19 Dec 2023

Parliament's Speaker has outlined his approach to Question Time

From The House , 6:55 pm on 19 December 2023

Gerry Brownlee has begun Parliament's week by outlining his approach as Speaker to Question Time. 

Each Speaker tends to come at their job with slightly different interpretations of Parliament’s many rules. Brownlee had promised he would give guidance as to his own approach after a combative first full week of Question Time.

Gerry Brownlee in the Speakers chair during the Commission Opening of Parliament.

Gerry Brownlee in the Speakers chair during the Commission Opening of Parliament. Photo: VNP / Phil Smith

Each Speaker’s approach has a huge impact on how, and how well, Parliament undertakes its core role of being a check on the Executive. 

Here is Gerry Brownlee’s ruling (in bold) with with notes and explanations. 

“Members, as I suggested last week, I want to set out my approach to the answering of parliamentary questions. It's well established that Ministers are expected to answer questions unless they consider it not in the public interest to do so: Speaker's ruling 199/3. The public interest test is a high one and should be used sparingly: Speaker's ruling 200/1.”

Note: Re The Public Interest - There are a few reasons within this ‘out’ that might lead ministers not to answer a question. They include something that is sub-judice (being considered by a court), not wanting to prejudice a current police operation, privacy, commercial sensitivity, and national security.

Gerry Brownlee continued…

“Ministers are accountable to the House for the public office they hold and should, therefore, endeavour to give informative replies: Speakers' ruling 200/6. That is the cornerstone of responsible Government.”

Notes: Re ‘Responsible Government’ -  The phrase ‘Responsible Government’ does not refer to a government acting responsibly. It seems unlikely that anyone would agree what that might look like. It refers to the fact that every government is responsible to parliament. Parliament is the boss, so answers aren't just ministers being polite to pesky opposition MPs, they are actually responding to someone who is in part - their overseer. The Parliament chooses the Executive from among its members, and can also remove them from office.

“Informative answers” is a very generous description of many ministers’ responses.

Gerry Brownlee continued…

“Ministers are responsible for their answers.

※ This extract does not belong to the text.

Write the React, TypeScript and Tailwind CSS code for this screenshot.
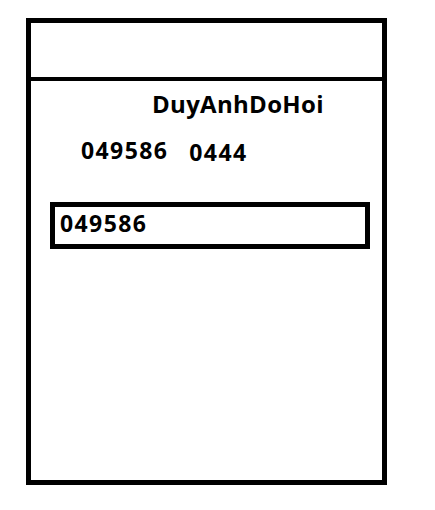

It's not for the Speaker to judge the quality or accuracy; the House and the public do that: Speaker's ruling 207/3. The Speaker's role is to uphold the Standing Orders, which require that an answer that seeks to address the question must be given if it can be given consistently with the public interest: Standing Order 396. Ministers must make a reasonable attempt to provide an informative answer on the matter they've been asked about. This is particularly true for primary questions, since Ministers have time to prepare their answers.

Note: Re Primary Questions - Ministers are not asked single questions during Question Time, they are asked groups of questions. The first question of each group is the primary question. It is provided beforehand and publicly available. This gives Ministers some warning of the likely topic and a chance to prepare. The supplementary questions that follow must relate to the primary.

Gerry Brownlee continued…

“Question time is a political exchange. Members will not always be satisfied with the answers they receive: Speaker's ruling 207/2. They should use supplementary questions to probe unsatisfactory answers. Only in cases where an answer is manifestly inadequate will the Speaker intervene, usually by allowing further supplementary questions: Speaker's ruling 207/6. While there is a strong expectation from the House and the public that Ministers will answer questions, the Speaker cannot force a Minister to give an answer to a question: Speakers' ruling 199/4. It is for members and the voting public to judge a refusal to answer.”

Note: Re Toothless Speakers - careful readers might notice the disconnect between the Standing Order (referenced by Gerry Brownlee earlier) 396 (1) which says “An answer that seeks to address the question must be given if it can be given in the public interest”, and the Speaker’s Ruling 199/4 that he also referenced which says “The Speaker cannot force a Minister to give an answer to a question…”.

Some Speakers try hard to enforce the letter of the law and some are much more relaxed about it. That’s not a party-specific thing; the most strident in recent years was likely National MP Lockwood Smith, followed by Labour MP Trevor Mallard.  

But when it comes down to it, Speakers have few tools other than their determination and the exercise of public pressure to enforce their will on ministers. It brings to mind the possibly apocryphal quote attributed to Andrew Jackson (the populist US President of the 1830s). Upon hearing that the Supreme Court had ruled in a way he didn’t like he is reported to have said "Well, John Marshall has made his decision, but now let him enforce it."